Juízes jubilados não podem ganhar dinheiro extra, assume Conselho Superior da Magistratura
Ex-presidente do Tribunal da Relação de Lisboa, Luís Vaz das Neves, recebeu elevadas somas por ter dirigido arbitragens judiciais.
Os juízes jubilados não podem ganhar dinheiro extra por actividades profissionais que possam desenvolver fora da magistratura – tal como sucede com os seus colegas no activo.
Esta é a posição assumida pelo Conselho Superior da Magistratura, que surge depois de se ter sabido que o ex-presidente do Tribunal da Relação de Lisboa, Luís Vaz das Neves, tem ganho algumas centenas de milhares de euros a arbitrar conflitos extrajudiciais desde que se jubilou, em 2016. O magistrado foi recentemente constituído arguido na Operação Lex, no centro da qual está o juiz Rui Rangel, do mesmo tribunal, por suspeitas de viciação do sorteio dos processos judiciais. A regra é que os processos sejam entregues por sorteio aos juízes, para garantir a idoneidade do funcionamento do sistema, mas existem situações em que a lei permite que sejam entregues em mão.
Como o PÚBLICO noticiou, em meados de 2018 Vaz das Neves criou uma empresa unipessoal, a Arbitráriobjetivo, destinada a prestar serviços de arbitragem extrajudicial, e que só nesse ano facturou 190 mil euros. No ano passado usou o salão nobre do Tribunal da Relação de Lisboa para uma arbitragem que lhe rendeu mais 280 mil euros, apesar de formalmente já ali não trabalhar.

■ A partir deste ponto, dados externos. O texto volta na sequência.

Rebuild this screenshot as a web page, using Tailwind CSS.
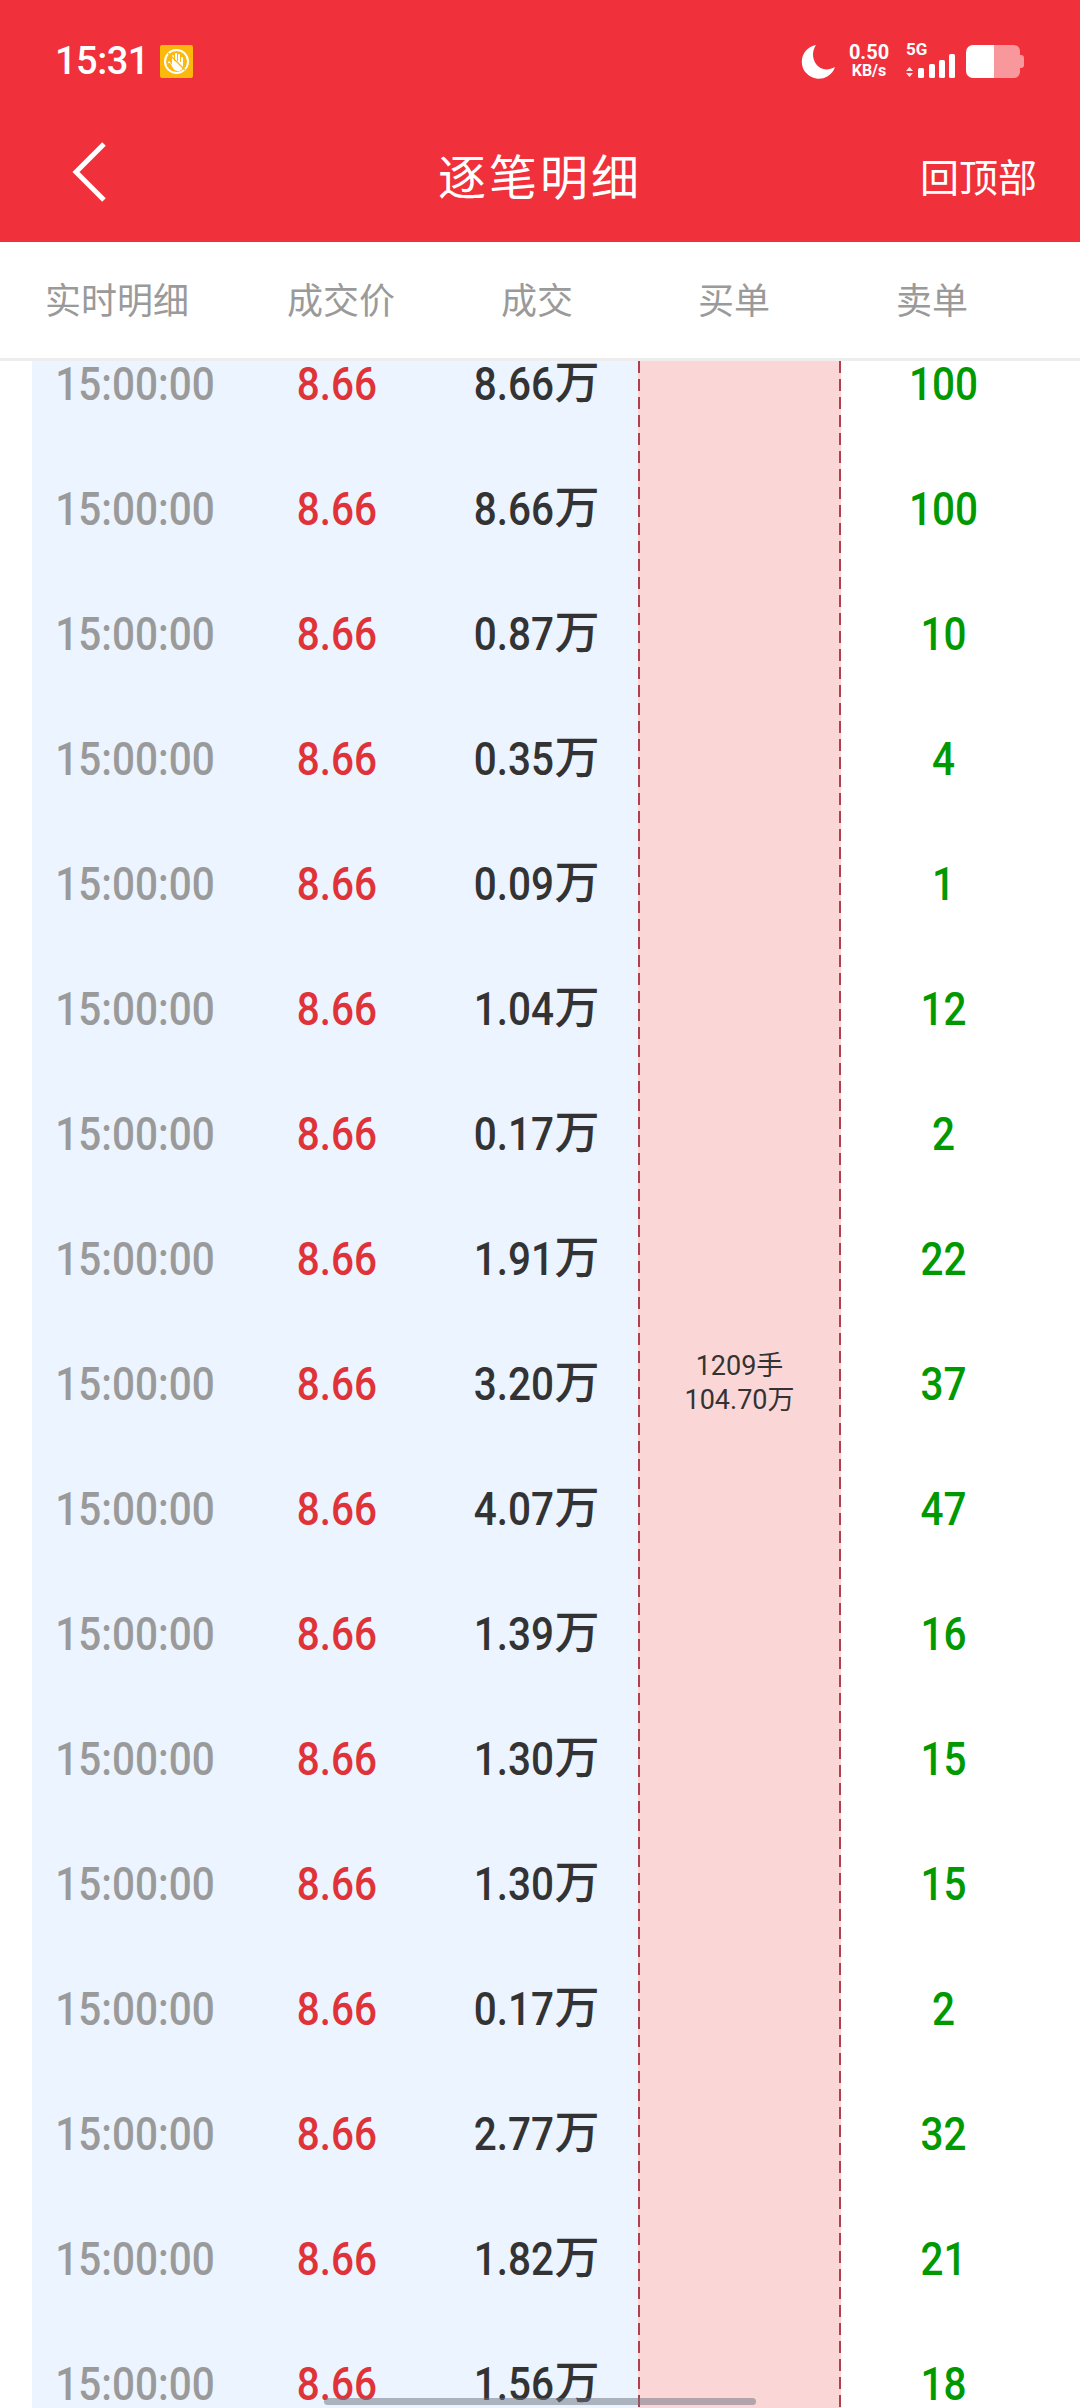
<!DOCTYPE html>
<html lang="zh">
<head>
<meta charset="utf-8">
<script src="https://cdn.jsdelivr.net/npm/@tailwindcss/browser@4"></script>
</head>
<body class="m-0 bg-white">
<div class="relative w-[1080px] h-[2408px] overflow-hidden flex flex-col bg-white font-['Roboto','Noto_Sans_CJK_SC',sans-serif]">
  <header class="bg-[#f0303a] text-white shrink-0 h-[242px]">
    <div class="h-[114px] pt-[8px] flex items-center justify-between pl-[55px] pr-[56px]">
      <div class="flex items-center gap-[11px]">
        <span class="text-[38px] leading-none font-medium tracking-[-0.5px]">15:31</span>
        <svg width="33" height="33" viewBox="0 0 33 33"><rect width="33" height="33" rx="2" fill="#fdb90b"/><circle cx="16.5" cy="16.5" r="11.5" fill="none" stroke="#fff" stroke-width="2"/><path d="M10 18l3 5c1 2 3 3 5 3 3 0 5-2 5-5v-8a1 1 0 0 0-2 0v4h-1V10a1 1 0 0 0-2 0v6h-1V9a1 1 0 0 0-2 0v7h-1v-5a1 1 0 0 0-2 0v9l-2-3a1 1 0 0 0-2 1z" fill="#fff"/><path d="M8 8l17 17" stroke="#fdb90b" stroke-width="1.2"/></svg>
      </div>
      <div class="flex items-center">
        <svg width="35" height="35" viewBox="0 0 35 35" class="mr-[12px]"><path d="M15 1A17 17 0 1 0 34 23C27 27 19 26 15 20 11 14 11 7 15 1Z" fill="#fff"/></svg>
        <div class="flex flex-col items-center w-[42px] mr-[16px] font-bold">
          <span class="text-[20px] leading-[20px]">0.50</span>
          <span class="text-[16px] leading-[18px]">KB/s</span>
        </div>
        <div class="flex flex-col w-[50px] mr-[9px] h-[34px] relative">
          <span class="text-[17px] leading-[14px] font-bold -mt-[2px]">5G</span>
          <svg width="50" height="24" viewBox="0 0 50 24" class="absolute left-0 top-[10px]"><path d="M3.500 13L7 17H0zM3.500 23L0 19h7z" fill="#fff" opacity=".9"/><rect x="12" y="14" width="6" height="10" rx="1.500" fill="#fff"/><rect x="23" y="10" width="6" height="14" rx="1.500" fill="#fff"/><rect x="33" y="6" width="6" height="18" rx="1.500" fill="#fff"/><rect x="43" y="0" width="6" height="24" rx="1.500" fill="#fff"/></svg>
        </div>
        <svg width="59" height="33" viewBox="0 0 59 33"><path d="M8 0H29V33H8a7 7 0 0 1-7-7V7a7 7 0 0 1 7-7z" fill="#fff"/><path d="M29 0H49a6 6 0 0 1 6 6V10h1a3 3 0 0 1 3 3v7a3 3 0 0 1-3 3h-1v4a6 6 0 0 1-6 6H29z" fill="#f8979c"/></svg>
      </div>
    </div>
    <div class="relative h-[128px] flex items-center justify-center pb-[8px]">
      <svg width="40" height="62" viewBox="0 0 40 62" class="absolute left-[71px] top-[27px]"><path d="M33 3L5 31l28 28" fill="none" stroke="#fff" stroke-width="5"/></svg>
      <h1 class="text-[48px] leading-none font-normal tracking-[3px] font-['Noto_Sans_CJK_SC',sans-serif]">逐笔明细</h1>
      <span class="absolute right-[43px] top-[42px] text-[39px] leading-none font-['Noto_Sans_CJK_SC',sans-serif]">回顶部</span>
    </div>
  </header>
  <div class="shrink-0 h-[119px] pb-[5px] border-b-[3px] border-[#ededed] grid grid-cols-[234px_214px_178px_216px_180px] items-center text-center text-[36px] leading-none text-[#9a9a9a] font-['Noto_Sans_CJK_SC',sans-serif]">
    <span>实时明细</span><span>成交价</span><span>成交</span><span>买单</span><span>卖单</span>
  </div>
  <main class="flex-1 min-h-0 overflow-hidden pl-[32px] flex text-[46px] leading-none font-medium">
    <div class="w-[606px] bg-[#ebf4ff] shrink-0 overflow-hidden">
      <div class="-mt-[40px]">
        <div class="h-[125px] grid grid-cols-[206px_198px_202px] items-center text-center"><span class="scale-x-[.88] text-[#9a9a9a]">15:00:00</span><span class="scale-x-[.88] text-[#e03339]">8.66</span><span class="flex justify-center text-[#333]"><b class="font-medium w-[80px] scale-x-[.88] whitespace-nowrap flex justify-center">8.66</b><i class="not-italic text-[45px] leading-[46px]">万</i></span></div>
        <div class="h-[125px] grid grid-cols-[206px_198px_202px] items-center text-center"><span class="scale-x-[.88] text-[#9a9a9a]">15:00:00</span><span class="scale-x-[.88] text-[#e03339]">8.66</span><span class="flex justify-center text-[#333]"><b class="font-medium w-[80px] scale-x-[.88] whitespace-nowrap flex justify-center">8.66</b><i class="not-italic text-[45px] leading-[46px]">万</i></span></div>
        <div class="h-[125px] grid grid-cols-[206px_198px_202px] items-center text-center"><span class="scale-x-[.88] text-[#9a9a9a]">15:00:00</span><span class="scale-x-[.88] text-[#e03339]">8.66</span><span class="flex justify-center text-[#333]"><b class="font-medium w-[80px] scale-x-[.88] whitespace-nowrap flex justify-center">0.87</b><i class="not-italic text-[45px] leading-[46px]">万</i></span></div>
        <div class="h-[125px] grid grid-cols-[206px_198px_202px] items-center text-center"><span class="scale-x-[.88] text-[#9a9a9a]">15:00:00</span><span class="scale-x-[.88] text-[#e03339]">8.66</span><span class="flex justify-center text-[#333]"><b class="font-medium w-[80px] scale-x-[.88] whitespace-nowrap flex justify-center">0.35</b><i class="not-italic text-[45px] leading-[46px]">万</i></span></div>
        <div class="h-[125px] grid grid-cols-[206px_198px_202px] items-center text-center"><span class="scale-x-[.88] text-[#9a9a9a]">15:00:00</span><span class="scale-x-[.88] text-[#e03339]">8.66</span><span class="flex justify-center text-[#333]"><b class="font-medium w-[80px] scale-x-[.88] whitespace-nowrap flex justify-center">0.09</b><i class="not-italic text-[45px] leading-[46px]">万</i></span></div>
        <div class="h-[125px] grid grid-cols-[206px_198px_202px] items-center text-center"><span class="scale-x-[.88] text-[#9a9a9a]">15:00:00</span><span class="scale-x-[.88] text-[#e03339]">8.66</span><span class="flex justify-center text-[#333]"><b class="font-medium w-[80px] scale-x-[.88] whitespace-nowrap flex justify-center">1.04</b><i class="not-italic text-[45px] leading-[46px]">万</i></span></div>
        <div class="h-[125px] grid grid-cols-[206px_198px_202px] items-center text-center"><span class="scale-x-[.88] text-[#9a9a9a]">15:00:00</span><span class="scale-x-[.88] text-[#e03339]">8.66</span><span class="flex justify-center text-[#333]"><b class="font-medium w-[80px] scale-x-[.88] whitespace-nowrap flex justify-center">0.17</b><i class="not-italic text-[45px] leading-[46px]">万</i></span></div>
        <div class="h-[125px] grid grid-cols-[206px_198px_202px] items-center text-center"><span class="scale-x-[.88] text-[#9a9a9a]">15:00:00</span><span class="scale-x-[.88] text-[#e03339]">8.66</span><span class="flex justify-center text-[#333]"><b class="font-medium w-[80px] scale-x-[.88] whitespace-nowrap flex justify-center">1.91</b><i class="not-italic text-[45px] leading-[46px]">万</i></span></div>
        <div class="h-[125px] grid grid-cols-[206px_198px_202px] items-center text-center"><span class="scale-x-[.88] text-[#9a9a9a]">15:00:00</span><span class="scale-x-[.88] text-[#e03339]">8.66</span><span class="flex justify-center text-[#333]"><b class="font-medium w-[80px] scale-x-[.88] whitespace-nowrap flex justify-center">3.20</b><i class="not-italic text-[45px] leading-[46px]">万</i></span></div>
        <div class="h-[125px] grid grid-cols-[206px_198px_202px] items-center text-center"><span class="scale-x-[.88] text-[#9a9a9a]">15:00:00</span><span class="scale-x-[.88] text-[#e03339]">8.66</span><span class="flex justify-center text-[#333]"><b class="font-medium w-[80px] scale-x-[.88] whitespace-nowrap flex justify-center">4.07</b><i class="not-italic text-[45px] leading-[46px]">万</i></span></div>
        <div class="h-[125px] grid grid-cols-[206px_198px_202px] items-center text-center"><span class="scale-x-[.88] text-[#9a9a9a]">15:00:00</span><span class="scale-x-[.88] text-[#e03339]">8.66</span><span class="flex justify-center text-[#333]"><b class="font-medium w-[80px] scale-x-[.88] whitespace-nowrap flex justify-center">1.39</b><i class="not-italic text-[45px] leading-[46px]">万</i></span></div>
        <div class="h-[125px] grid grid-cols-[206px_198px_202px] items-center text-center"><span class="scale-x-[.88] text-[#9a9a9a]">15:00:00</span><span class="scale-x-[.88] text-[#e03339]">8.66</span><span class="flex justify-center text-[#333]"><b class="font-medium w-[80px] scale-x-[.88] whitespace-nowrap flex justify-center">1.30</b><i class="not-italic text-[45px] leading-[46px]">万</i></span></div>
        <div class="h-[125px] grid grid-cols-[206px_198px_202px] items-center text-center"><span class="scale-x-[.88] text-[#9a9a9a]">15:00:00</span><span class="scale-x-[.88] text-[#e03339]">8.66</span><span class="flex justify-center text-[#333]"><b class="font-medium w-[80px] scale-x-[.88] whitespace-nowrap flex justify-center">1.30</b><i class="not-italic text-[45px] leading-[46px]">万</i></span></div>
        <div class="h-[125px] grid grid-cols-[206px_198px_202px] items-center text-center"><span class="scale-x-[.88] text-[#9a9a9a]">15:00:00</span><span class="scale-x-[.88] text-[#e03339]">8.66</span><span class="flex justify-center text-[#333]"><b class="font-medium w-[80px] scale-x-[.88] whitespace-nowrap flex justify-center">0.17</b><i class="not-italic text-[45px] leading-[46px]">万</i></span></div>
        <div class="h-[125px] grid grid-cols-[206px_198px_202px] items-center text-center"><span class="scale-x-[.88] text-[#9a9a9a]">15:00:00</span><span class="scale-x-[.88] text-[#e03339]">8.66</span><span class="flex justify-center text-[#333]"><b class="font-medium w-[80px] scale-x-[.88] whitespace-nowrap flex justify-center">2.77</b><i class="not-italic text-[45px] leading-[46px]">万</i></span></div>
        <div class="h-[125px] grid grid-cols-[206px_198px_202px] items-center text-center"><span class="scale-x-[.88] text-[#9a9a9a]">15:00:00</span><span class="scale-x-[.88] text-[#e03339]">8.66</span><span class="flex justify-center text-[#333]"><b class="font-medium w-[80px] scale-x-[.88] whitespace-nowrap flex justify-center">1.82</b><i class="not-italic text-[45px] leading-[46px]">万</i></span></div>
        <div class="h-[125px] grid grid-cols-[206px_198px_202px] items-center text-center"><span class="scale-x-[.88] text-[#9a9a9a]">15:00:00</span><span class="scale-x-[.88] text-[#e03339]">8.66</span><span class="flex justify-center text-[#333]"><b class="font-medium w-[80px] scale-x-[.88] whitespace-nowrap flex justify-center">1.56</b><i class="not-italic text-[45px] leading-[46px]">万</i></span></div>
      </div>
    </div>
    <div class="w-[203px] shrink-0 flex bg-[#fbd6d7] font-normal">
      <div class="w-[2px] h-full bg-[repeating-linear-gradient(to_bottom,#b0404c_0_12px,transparent_12px_18px)]"></div>
      <div class="flex-1 pt-[988px] text-center text-[27px] leading-[34px] text-[#333]">
        <p>1209手</p>
        <p>104.70万</p>
      </div>
      <div class="w-[2px] h-full bg-[repeating-linear-gradient(to_bottom,#b0404c_0_12px,transparent_12px_18px)]"></div>
    </div>
    <div class="flex-1 overflow-hidden text-[#009900] pr-[34px]">
      <div class="-mt-[40px] text-center">
        <div class="h-[125px] flex items-center justify-center scale-x-[.88]">100</div>
        <div class="h-[125px] flex items-center justify-center scale-x-[.88]">100</div>
        <div class="h-[125px] flex items-center justify-center scale-x-[.88]">10</div>
        <div class="h-[125px] flex items-center justify-center scale-x-[.88]">4</div>
        <div class="h-[125px] flex items-center justify-center scale-x-[.88]">1</div>
        <div class="h-[125px] flex items-center justify-center scale-x-[.88]">12</div>
        <div class="h-[125px] flex items-center justify-center scale-x-[.88]">2</div>
        <div class="h-[125px] flex items-center justify-center scale-x-[.88]">22</div>
        <div class="h-[125px] flex items-center justify-center scale-x-[.88]">37</div>
        <div class="h-[125px] flex items-center justify-center scale-x-[.88]">47</div>
        <div class="h-[125px] flex items-center justify-center scale-x-[.88]">16</div>
        <div class="h-[125px] flex items-center justify-center scale-x-[.88]">15</div>
        <div class="h-[125px] flex items-center justify-center scale-x-[.88]">15</div>
        <div class="h-[125px] flex items-center justify-center scale-x-[.88]">2</div>
        <div class="h-[125px] flex items-center justify-center scale-x-[.88]">32</div>
        <div class="h-[125px] flex items-center justify-center scale-x-[.88]">21</div>
        <div class="h-[125px] flex items-center justify-center scale-x-[.88]">18</div>
      </div>
    </div>
  </main>
  <div class="absolute left-[324px] top-[2398px] w-[432px] h-[7px] rounded-full bg-[#6b7280]/50"></div>
</div>
</body>
</html>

Confrontado com o facto de o estatuto dos magistrados judiciais ser claro no que diz respeito às incompatibilidades e determinar que os juízes em exercício de funções ou em situação de jubilação não podem desempenhar qualquer outra função pública ou privada de natureza profissional e remunerada, o ex-presidente da Relação de Lisboa defendeu que esta questão não se colocava no caso da arbitragem. Os estatutos também determinam que, mesmo no caso de actividades compatíveis e não remuneradas, os juízes devem pedir autorização para tal ao Conselho Superior da Magistratura – algo que este magistrado não fez.
Quando um magistrado passa à jubilação – que pode pedir a partir dos 66 anos – deixa de ter a obrigação de se apresentar diariamente ao serviço, embora possa ser chamado a regressar ao serviço a qualquer momento. Mantém todos os direitos e deveres dos juízes que permanecem no activo, ao contrário do que sucede com os seus colegas que optam pela aposentação. Manter essa disponibilidade para o serviço vale-lhe 775 euros líquidos mensais, que acrescem ao valor da reforma.
Ao exercer uma actividade remunerada, Vaz das Neves sujeita-se a sofrer uma punição disciplinar. O desembargador explicou que foi indicado pelo seu sucessor para algumas das arbitragens que fez – a lei prevê que os presidentes destes tribunais possam nomear juristas para dirimir estes litígios – e que ele próprio atribuiu arbitragens a outros juízes jubilados quando estava à frente da Relação de Lisboa.
O Conselho Superior da Magistratura vem agora confirmar que não é possível exercer arbitragem remunerada sem renunciar à jubilação, embora não revele por enquanto que medidas irá tomar em relação a Vaz das Neves e outros juízes que eventualmente estejam em situação semelhante.